RDD的伴生对象中,关于几个implicit functions的定义如下:
/**
* Defines implicit functions that provide extra functionalities on RDDs of specific types.*
* For example, [[RDD.rddToPairRDDFunctions]] converts an RDD into a [[PairRDDFunctions]] for
* key-value-pair RDDs, and enabling extra functionalities such as [[PairRDDFunctions.reduceByKey]].
*/
// The following implicit functions were in SparkContext before 1.3 and users had to
// `import SparkContext._` to enable them. Now we move them here to make the compiler find
// them automatically. However, we still keep the old functions in SparkContext for backward
// compatibility and forward to the following functions directly.
implicit def rddToPairRDDFunctions[K, V](rdd: RDD[(K, V)])

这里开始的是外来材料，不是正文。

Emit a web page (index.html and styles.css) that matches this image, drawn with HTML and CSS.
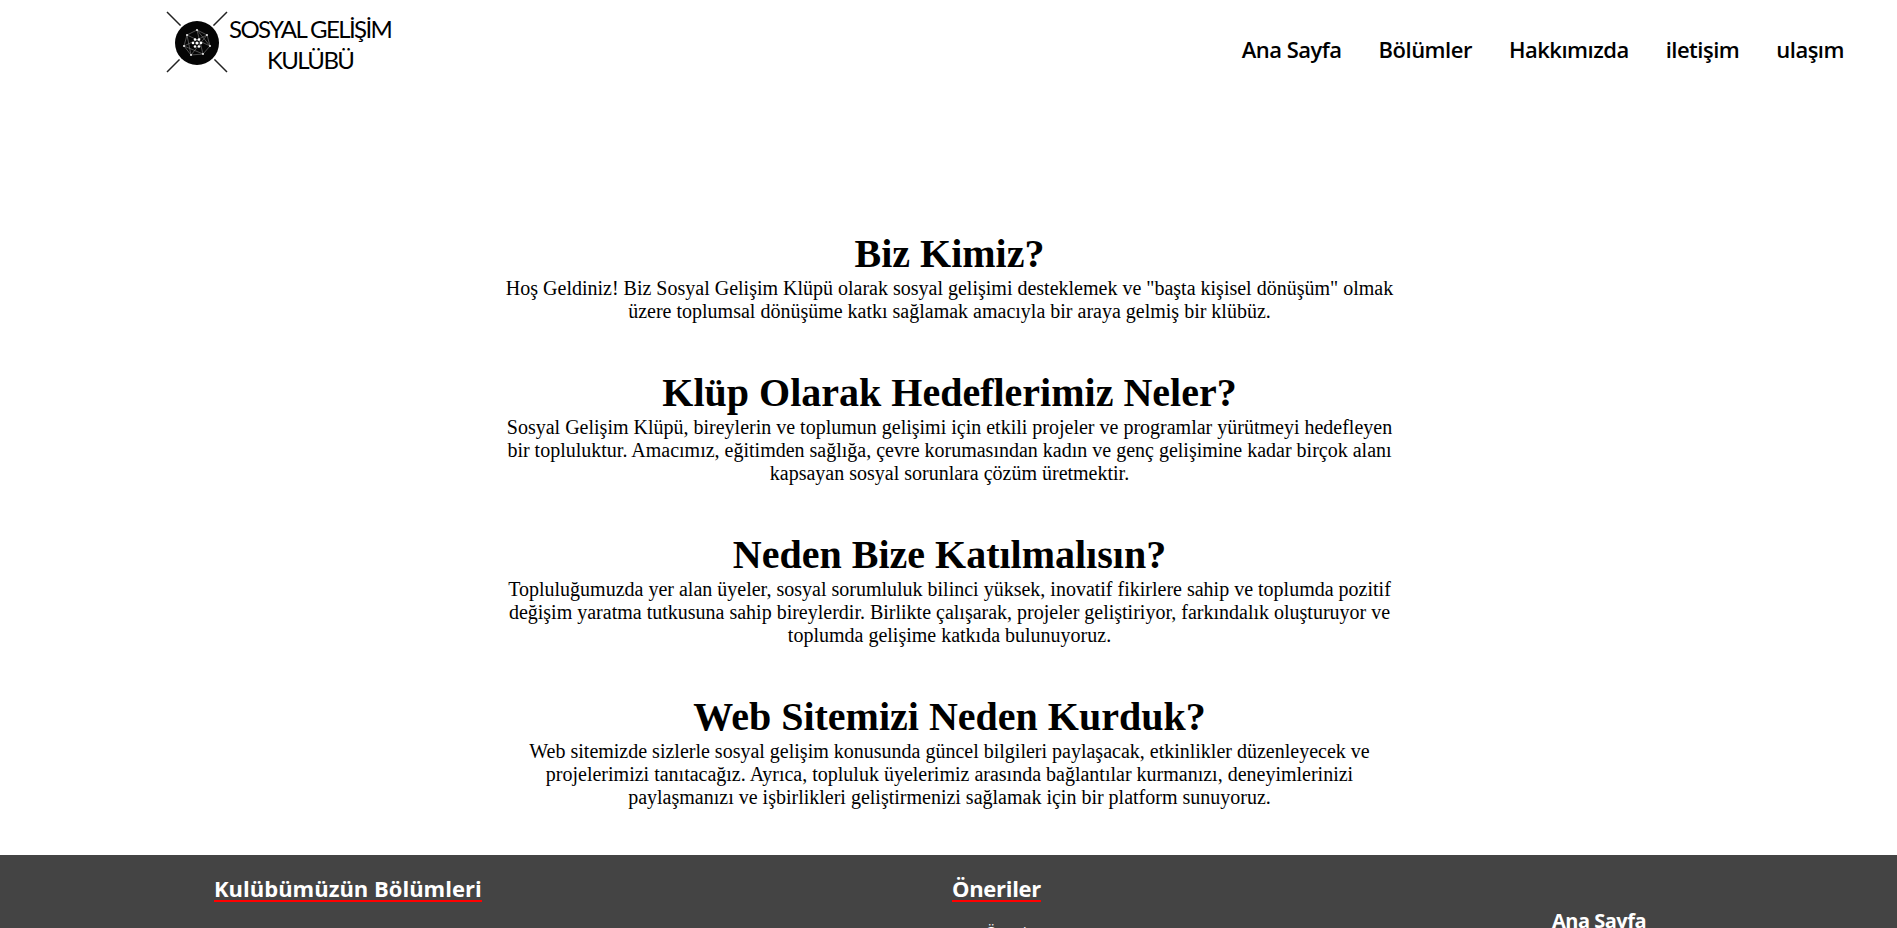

(implicit kt: ClassTag[K], vt: ClassTag[V], ord: Ordering[K] = null): PairRDDFunctions[K, V] = {
new PairRDDFunctions(rdd)
}
implicit def rddToAsyncRDDActions[T: ClassTag](rdd: RDD[T]): AsyncRDDActions[T] = {
new AsyncRDDActions(rdd)
}
implicit def rddToSequenceFileRDDFunctions[K, V](rdd: RDD[(K, V)])
(implicit kt: ClassTag[K], vt: ClassTag[V],
keyWritableFactory: WritableFactory[K],
valueWritableFactory: WritableFactory[V])
: SequenceFileRDDFunctions[K, V] = {
implicit val keyConverter = keyWritableFactory.convert
implicit val valueConverter = valueWritableFactory.convert
new SequenceFileRDDFunctions(rdd,
keyWritableFactory.writableClass(kt), valueWritableFactory.writableClass(vt))
}
implicit def rddToOrderedRDDFunctions[K : Ordering : ClassTag, V: ClassTag](rdd: RDD[(K, V)])
: OrderedRDDFunctions[K, V, (K, V)] = {
new OrderedRDDFunctions[K, V, (K, V)](rdd)
}
implicit def doubleRDDToDoubleRDDFunctions(rdd: RDD[Double]): DoubleRDDFunctions = {
new DoubleRDDFunctions(rdd)
}
implicit def numericRDDToDoubleRDDFunctions[T](rdd: RDD[T])(implicit num: Numeric[T])
: DoubleRDDFunctions = {
new DoubleRDDFunctions(rdd.map(x => num.toDouble(x)))
}
}
其中, implicit def rddToPairRDDFunctions[K, V](rdd: RDD[(K, V)])
(implicit kt: ClassTag[K], vt: ClassTag[V], ord: Ordering[K] = null): PairRDDFunctions[K, V] = {
new PairRDDFunctions(rdd)
}
隐式函数可以将一个RDD转换为一个PairRDDFunctions,这样就可以调用PairRDDFunctions对象中的相关函数。
比如,
val counts = file.flatMap(line=> line.split("")).map(word=> (word, 1)).reduceByKey(_+ _),reduceByKey函数是定义在PairRDDFunctions中,当maprdd对象调用reduceByKey函数时,先通过隐式函数,将maprdd转换成PairRDDFunctions对象,然后再调用reduceByKey函数。
只要在应用程序中导入了 隐式转换函数就行,比如 import org.apache.spark.rdd.RDD; 这样就可以把RDD中的implicit def rddToPairRDDFunctions[K, V](rdd: RDD[(K, V)]) 隐式转换导入进来,当调用reduceByKey(_ + _)函数时,当前调用的rdd可以通过导入的隐式函数 转换成PairRDDFunctions对象,这样转换后的PairRDDFunctions对象就可以调用reduceByKey函数了。